The harbour was badly damaged in the 2004 tsunami. After conducting various studies, the state government decided to carry out an expansion work. The existing eastern breakwaters area were lengthened and a new breakwater area formed on the western side. Once expanded, the harbour could house 150 more mechanized boats, benefiting around 1,500 fishermen.
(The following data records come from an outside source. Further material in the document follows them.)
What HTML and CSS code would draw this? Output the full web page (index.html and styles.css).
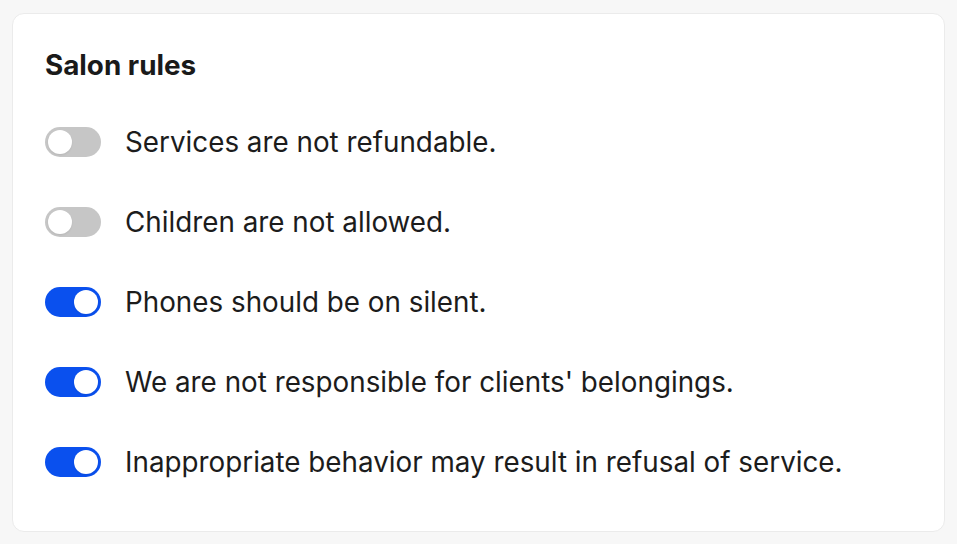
FILE: index.html
```html
<!DOCTYPE html>
<html lang="en">
<head>
<meta charset="utf-8">
<title>Salon rules</title>
<link rel="stylesheet" href="styles.css">
</head>
<body>
<section class="card">
  <h2 class="title">Salon rules</h2>
  <ul class="rules">
    <li class="rule"><span class="toggle"></span><span class="label">Services are not refundable.</span></li>
    <li class="rule"><span class="toggle"></span><span class="label">Children are not allowed.</span></li>
    <li class="rule"><span class="toggle on"></span><span class="label">Phones should be on silent.</span></li>
    <li class="rule"><span class="toggle on"></span><span class="label">We are not responsible for clients' belongings.</span></li>
    <li class="rule"><span class="toggle on"></span><span class="label">Inappropriate behavior may result in refusal of service.</span></li>
  </ul>
</section>
</body>
</html>
```
FILE: styles.css
```css
html, body {
  margin: 0;
  height: 100%;
  background: #f7f7f7;
}
body {
  padding: 13px 12px 12px 12px;
  box-sizing: border-box;
  font-family: Inter, "Noto Sans", sans-serif;
  color: #1c1c1c;
}
.card {
  background: #fff;
  border: 1px solid #ebebeb;
  border-radius: 12px;
  height: 519px;
  box-sizing: border-box;
  padding: 36px 32px 0 32px;
}
.title {
  margin: 0;
  font-size: 27.8px;
  font-weight: 700;
  line-height: 30px;
  color: #1a1a1a;
}
.rules {
  list-style: none;
  margin: 46px 0 0 0;
  padding: 0;
  display: flex;
  flex-direction: column;
  gap: 48px;
}
.rule {
  display: flex;
  align-items: center;
  gap: 24px;
  height: 32px;
}
.toggle {
  width: 56px;
  height: 30px;
  border-radius: 15px;
  background: #c6c6c6;
  position: relative;
  flex: none;
}
.toggle::after {
  content: "";
  position: absolute;
  top: 3px;
  left: 3px;
  width: 24px;
  height: 24px;
  border-radius: 50%;
  background: #fff;
  box-shadow: 0 1px 2px rgba(0, 0, 0, 0.08);
}
.toggle.on {
  background: #0a50ee;
}
.toggle.on::after {
  left: 29px;
}
.label {
  font-size: 27.8px;
  line-height: 32px;
}
```
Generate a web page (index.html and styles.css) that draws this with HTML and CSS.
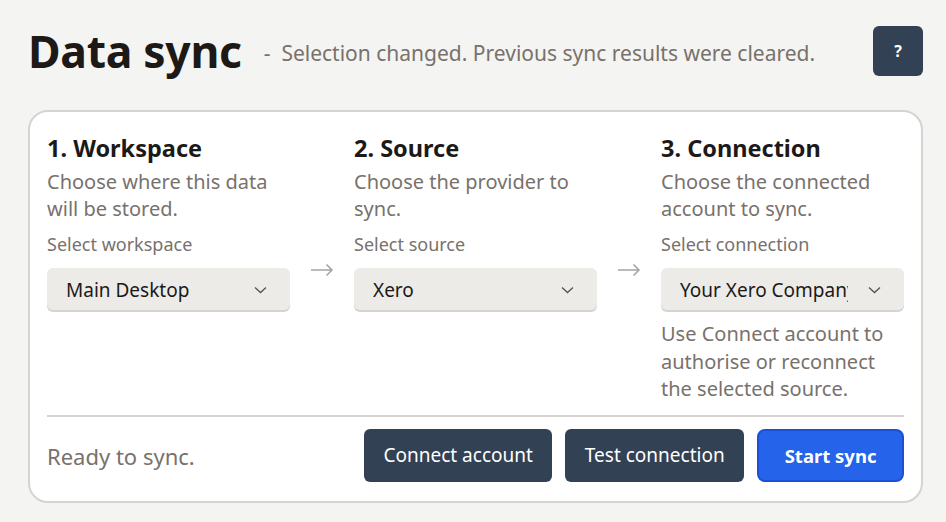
FILE: index.html
```html
<!DOCTYPE html>
<html lang="en">
<head>
  <meta charset="utf-8">
  <title>Data sync</title>
  <link rel="stylesheet" href="styles.css">
</head>
<body>

<div id="wrapper">
  <div id="header">
    <h1 id="title">Data sync</h1>
    <div id="status">- &nbsp;Selection changed. Previous sync results were cleared.</div>
    <button id="help" class="btns">?</button>
  </div>

  <div id="card">
    <div id="steps">
      <div class="step">
        <div class="stepTitle">1. Workspace</div>
        <div class="stepText">Choose where this data will be stored.</div>
        <div class="label">Select workspace</div>
        <div class="select"><span>Main Desktop</span><svg width="13" height="8" viewBox="0 0 13 8"><path d="M1 1.5 L6.5 6.5 L12 1.5" fill="none" stroke="#57534e" stroke-width="1.3"/></svg></div>
      </div>
      <div class="arrow"><svg width="24" height="14" viewBox="0 0 24 14"><path d="M1 7 H22 M16.5 1.5 L22 7 L16.5 12.5" fill="none" stroke="#a8a29e" stroke-width="1.5"/></svg></div>
      <div class="step">
        <div class="stepTitle">2. Source</div>
        <div class="stepText">Choose the provider to sync.</div>
        <div class="label">Select source</div>
        <div class="select"><span>Xero</span><svg width="13" height="8" viewBox="0 0 13 8"><path d="M1 1.5 L6.5 6.5 L12 1.5" fill="none" stroke="#57534e" stroke-width="1.3"/></svg></div>
      </div>
      <div class="arrow"><svg width="24" height="14" viewBox="0 0 24 14"><path d="M1 7 H22 M16.5 1.5 L22 7 L16.5 12.5" fill="none" stroke="#a8a29e" stroke-width="1.5"/></svg></div>
      <div class="step">
        <div class="stepTitle">3. Connection</div>
        <div class="stepText">Choose the connected account to sync.</div>
        <div class="label">Select connection</div>
        <div class="select"><span>Your Xero Company</span><svg width="13" height="8" viewBox="0 0 13 8"><path d="M1 1.5 L6.5 6.5 L12 1.5" fill="none" stroke="#57534e" stroke-width="1.3"/></svg></div>
        <div class="hint">Use Connect account to authorise or reconnect the selected source.</div>
      </div>
    </div>

    <div id="footer">
      <div id="ready">Ready to sync.</div>
      <div id="actions">
        <button class="btns dark">Connect account</button>
        <button class="btns dark">Test connection</button>
        <button class="btns primary">Start sync</button>
      </div>
    </div>
  </div>
</div>

</body>
</html>
```

FILE: styles.css
```css
html, body {
  margin: 0;
  background-color: #f4f4f2;
  font-family: "Noto Sans", "Open Sans", sans-serif;
  color: #1c1917;
}

#wrapper {
  padding: 26px 23px 0 28px;
}

#header {
  display: flex;
  align-items: center;
  height: 50px;
}

#title {
  margin: 0;
  font-size: 44.5px;
  font-weight: 700;
  letter-spacing: -0.3px;
  line-height: 50px;
}

#status {
  margin-left: 22px;
  margin-top: 3px;
  font-size: 21px;
  color: #78716c;
  flex: 1;
}

#help {
  width: 50px;
  height: 50px;
  padding: 0;
  font-size: 16px;
  font-weight: 700;
}

#card {
  margin-top: 34px;
  background-color: #ffffff;
  border: 2px solid #d6d3d1;
  border-radius: 20px;
  padding: 20px 17px 19px 17px;
  width: 857px;
}

#steps {
  display: grid;
  grid-template-columns: 243px 64px 243px 64px 243px;
  padding-bottom: 12px;
  border-bottom: 2px solid #d6d3d1;
}

.stepTitle {
  font-size: 23.5px;
  font-weight: 700;
  line-height: 32px;
}

.stepText {
  font-size: 20px;
  line-height: 27px;
  color: #78716c;
  margin-top: 4px;
}

.label {
  font-size: 18px;
  color: #78716c;
  margin-top: 9px;
  line-height: 27px;
}

.select {
  margin-top: 10px;
  height: 41px;
  background-color: #ecebe8;
  border-radius: 6px;
  box-shadow: 0 2px 0 #d6d3d1;
  display: flex;
  align-items: center;
  justify-content: space-between;
  padding: 1px 23px 0 19px;
  font-size: 19px;
  overflow: hidden;
}

.select span {
  white-space: nowrap;
  overflow: hidden;
  width: 168px;
}

.arrow {
  text-align: center;
  padding-top: 128px;
}

.hint {
  margin-top: 10px;
  font-size: 20px;
  line-height: 27.5px;
  color: #78716c;
}

#footer {
  display: flex;
  align-items: center;
  justify-content: space-between;
  padding-top: 12px;
}

#ready {
  font-size: 22px;
  color: #78716c;
  margin-top: 2px;
}

#actions {
  display: flex;
  gap: 13px;
}

button {
  font-family: "Noto Sans", "Open Sans", sans-serif;
  border: none;
  color: #ffffff;
  cursor: pointer;
}

.btns {
  background-color: #334155;
  border-radius: 6px;
}

.dark {
  height: 53px;
  padding: 0 19.5px;
  font-size: 19px;
}

.primary {
  height: 53px;
  padding: 0 25.5px;
  font-size: 18.5px;
  font-weight: 700;
  background-color: #2563eb;
  border: 2px solid #1d4ed8;
  border-radius: 8px;
}
```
As of 2013, there are 300 mechanized boats, 115 fibre-reinforced boats and 15 country boats in the harbour. Another 500 mechanized boats from the nearby areas use the harbour.

===Marine Police===
A three-level Coastal Security Scheme (CSS) is being implemented to safeguard the Indian coast. One of the (CSS) measures is Marine Police, who patrol up to 12 nautical miles from the coast. The Tamil Nadu coastline of 1076 km is to be guarded by 12 Marine Police stations, 10 outposts, and 100 check posts. In Kanyakumari District, Chinnamuttom and Colachel have Marine Police stations. As of 2009, there are typically 6–7 coastal security boats in Chinnamuttom Harbour.

==Indian Ocean Tsunami==

The 2004 Indian Ocean earthquake and tsunami caused significant damage to the harbour. The tsunami arrived in the states of Andhra Pradesh and Tamil Nadu along the southeast coast of the Indian mainland shortly after 9:00 a.m. At least two hours later, it arrived in the state of Kerala along the southwest coast. Tamil Nadu and Kerala were extensively damaged, while Andhra Pradesh sustained moderate damage. On the southeast coast it arrived at 9:05 a.m. at Visakhapatnam, 9:05 a.m. at Kakinada, 9:05 a.m. at Chennai, and 9:37 a.m. at Tuticorin. On the southwest coast it arrived at 11:10 a.m. at Kochi and 12:25 p.m. at Marmagoa. There were two to five waves of varying amplitude. The water receded after the first wave struck.

On the western coast, the run-up elevations were 4.5 m at Kanyakumari District in Tamil Nadu. The time lapse between the waves also varied from about 15 to 90 minutes.